Kate Stevenson, 52 ans, est venue samedi au congrès vêtue d’une veste turquoise, la couleur du parti. Elle avait pris sa carte de membre deux jours plus tôt.

«Nous avons besoin de leadership», dit cette femme de Liverpool (nord), qui votait auparavant pour les Verts ou des partis indépendants.

«Nous voulons protéger notre culture», poursuit-elle, en critiquant ceux qui ne font pas d’efforts d’«intégration». «Ce n’est pas du racisme!» Parmi ses priorités figure aussi la liberté d’expression.

En 2016, elle avait pourtant voté contre le Brexit, le grand succès de Nigel Farage. «On ne peut pas être d’accord sur tout», concède-t-elle en souriant. Mais elle se dit aujourd’hui «dégoûtée» par les travaillistes et réclame du changement.

Selon Reform, le parti compte désormais plus de 240.000 membres, contre 80.000 il y a un an.

«Patriotes pessimistes»

«Nous constatons une grande désillusion, un manque de confiance généralisé, et les gens ont le sentiment que Reform est la seule alternative», résume James Johnson, fondateur de l’institut de sondage JLP, classé à droite.

Dans sa dernière enquête d’opinion, présentée au congrès, Reform obtient 32% des intentions de vote, soit 10 points de plus que les travaillistes. Aux législatives de juillet 2024, le parti de Nigel Farage avait récolté 14% des voix. Les prochaines élections générales sont prévues en 2029.

Joanne Woodhouse, décidée à s’investir davantage, ambitionne de se présenter aux prochaines élections locales, après avoir constaté les percées de Reform lors du scrutin municipal du printemps dernier.

À 57 ans, elle dit avoir été «totalement déçue» par les travaillistes. Elle raconte avoir été particulièrement choquée par la suppression d’une aide au chauffage pour les personnes âgées — depuis rétablie. «Les gens souffrent», souligne-t-elle. Pour elle, Reform «renforcera nos frontières» et «protégera nos traditions et nos valeurs».

Henry Godwin, 52 ans, s’est tourné vers Reform il y a un an, après la débâcle des conservateurs qu’il soutenait jusque-là. «Les conservateurs ont perdu le nord», estime-t-il. Il croit désormais en Reform: «Tout ce qu’ils défendent correspond à mes convictions: l’équité, le conservatisme et les valeurs familiales.»

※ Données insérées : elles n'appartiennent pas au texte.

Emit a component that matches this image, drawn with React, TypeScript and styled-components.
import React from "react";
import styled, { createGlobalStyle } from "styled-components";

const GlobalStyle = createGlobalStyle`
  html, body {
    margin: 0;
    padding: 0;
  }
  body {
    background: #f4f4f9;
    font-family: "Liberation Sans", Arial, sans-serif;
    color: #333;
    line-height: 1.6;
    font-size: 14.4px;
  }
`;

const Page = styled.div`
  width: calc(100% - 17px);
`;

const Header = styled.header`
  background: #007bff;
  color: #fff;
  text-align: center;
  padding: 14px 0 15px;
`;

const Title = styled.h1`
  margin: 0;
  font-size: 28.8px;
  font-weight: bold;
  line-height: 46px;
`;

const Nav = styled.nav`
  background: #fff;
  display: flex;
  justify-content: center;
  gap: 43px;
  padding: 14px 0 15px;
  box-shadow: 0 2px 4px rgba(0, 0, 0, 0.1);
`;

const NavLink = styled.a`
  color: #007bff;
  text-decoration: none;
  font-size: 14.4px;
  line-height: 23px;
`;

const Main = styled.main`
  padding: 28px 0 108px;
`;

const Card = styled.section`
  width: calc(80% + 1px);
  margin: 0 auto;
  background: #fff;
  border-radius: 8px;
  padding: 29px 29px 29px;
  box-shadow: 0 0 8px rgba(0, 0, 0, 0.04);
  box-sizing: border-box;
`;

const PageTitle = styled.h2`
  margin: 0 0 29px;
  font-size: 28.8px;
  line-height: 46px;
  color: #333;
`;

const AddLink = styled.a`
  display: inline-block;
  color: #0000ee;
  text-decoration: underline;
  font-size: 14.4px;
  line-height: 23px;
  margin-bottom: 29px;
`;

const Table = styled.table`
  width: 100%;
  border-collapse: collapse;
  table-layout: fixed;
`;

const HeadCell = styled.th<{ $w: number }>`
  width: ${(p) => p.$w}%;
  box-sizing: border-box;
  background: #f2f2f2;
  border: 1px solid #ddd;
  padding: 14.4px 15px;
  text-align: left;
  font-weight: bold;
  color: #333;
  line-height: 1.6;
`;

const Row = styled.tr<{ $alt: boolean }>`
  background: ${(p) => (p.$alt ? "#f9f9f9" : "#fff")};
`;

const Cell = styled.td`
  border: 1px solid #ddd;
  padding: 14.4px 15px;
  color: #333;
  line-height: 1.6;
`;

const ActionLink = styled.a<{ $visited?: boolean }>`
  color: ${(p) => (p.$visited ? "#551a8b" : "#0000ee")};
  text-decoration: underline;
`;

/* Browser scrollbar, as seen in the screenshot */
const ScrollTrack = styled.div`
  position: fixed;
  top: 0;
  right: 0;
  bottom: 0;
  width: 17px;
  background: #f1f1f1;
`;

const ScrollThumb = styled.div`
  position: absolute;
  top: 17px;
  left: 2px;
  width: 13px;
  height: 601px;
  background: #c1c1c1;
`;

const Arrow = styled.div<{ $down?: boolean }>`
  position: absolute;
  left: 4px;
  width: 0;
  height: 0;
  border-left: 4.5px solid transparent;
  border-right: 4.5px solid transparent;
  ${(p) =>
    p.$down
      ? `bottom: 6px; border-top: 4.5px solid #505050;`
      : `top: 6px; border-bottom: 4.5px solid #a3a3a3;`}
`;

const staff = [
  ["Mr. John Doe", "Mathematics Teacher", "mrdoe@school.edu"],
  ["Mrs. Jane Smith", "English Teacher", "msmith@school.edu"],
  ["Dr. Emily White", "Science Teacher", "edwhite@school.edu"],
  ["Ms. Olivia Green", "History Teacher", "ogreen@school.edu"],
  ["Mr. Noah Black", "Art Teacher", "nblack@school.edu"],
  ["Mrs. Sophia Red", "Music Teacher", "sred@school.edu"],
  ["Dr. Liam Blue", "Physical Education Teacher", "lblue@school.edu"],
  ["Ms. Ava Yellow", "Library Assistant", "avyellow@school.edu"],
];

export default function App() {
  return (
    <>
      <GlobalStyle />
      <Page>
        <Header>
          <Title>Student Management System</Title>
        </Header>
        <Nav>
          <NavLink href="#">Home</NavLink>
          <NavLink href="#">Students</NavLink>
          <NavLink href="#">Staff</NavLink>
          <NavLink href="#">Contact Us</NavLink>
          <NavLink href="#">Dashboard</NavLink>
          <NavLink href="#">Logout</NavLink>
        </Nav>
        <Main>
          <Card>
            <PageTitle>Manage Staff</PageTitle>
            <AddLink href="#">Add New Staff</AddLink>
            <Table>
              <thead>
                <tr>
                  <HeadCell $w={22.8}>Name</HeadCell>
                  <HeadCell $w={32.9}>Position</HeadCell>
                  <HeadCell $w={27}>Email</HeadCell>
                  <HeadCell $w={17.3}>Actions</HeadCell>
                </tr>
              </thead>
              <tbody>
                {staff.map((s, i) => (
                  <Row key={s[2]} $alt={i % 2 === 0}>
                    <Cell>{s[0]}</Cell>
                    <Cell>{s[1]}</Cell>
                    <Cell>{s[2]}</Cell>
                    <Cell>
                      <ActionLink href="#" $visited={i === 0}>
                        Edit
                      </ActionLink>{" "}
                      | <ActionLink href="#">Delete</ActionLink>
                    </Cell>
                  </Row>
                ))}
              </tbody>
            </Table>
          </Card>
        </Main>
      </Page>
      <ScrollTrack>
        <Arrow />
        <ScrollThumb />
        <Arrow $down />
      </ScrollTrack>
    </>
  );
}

Pour le think tank More in Common, «il est désormais difficile de cataloguer les électeurs de Reform». Leur base électorale s’étant élargie, ces électeurs ressemblent «de plus en plus au Britannique moyen».

C’est «un défi», souligne son directeur, Luke Tryl: Reform saura-t-il «trouver un équilibre entre les revendications radicales de certains partisans et celles, plus prudentes, de ses nouveaux convertis»?

Selon l’étude de James Johnson, près de la moitié des sympathisants de Reform UK restent des «patriotes pessimistes»: des Britanniques très négatifs sur l’évolution du pays, pour qui la lutte contre l’immigration reste la priorité absolue.

Un sujet qui demeure le cheval de bataille de Nigel Farage. Vendredi, au congrès, il a promis d’arrêter les bateaux de migrants dans la Manche «en deux semaines» s’il accédait au pouvoir. Une semaine plus tôt, il avait déjà juré d’expulser jusqu’à «600.000 migrants en cinq ans» s’il était élu.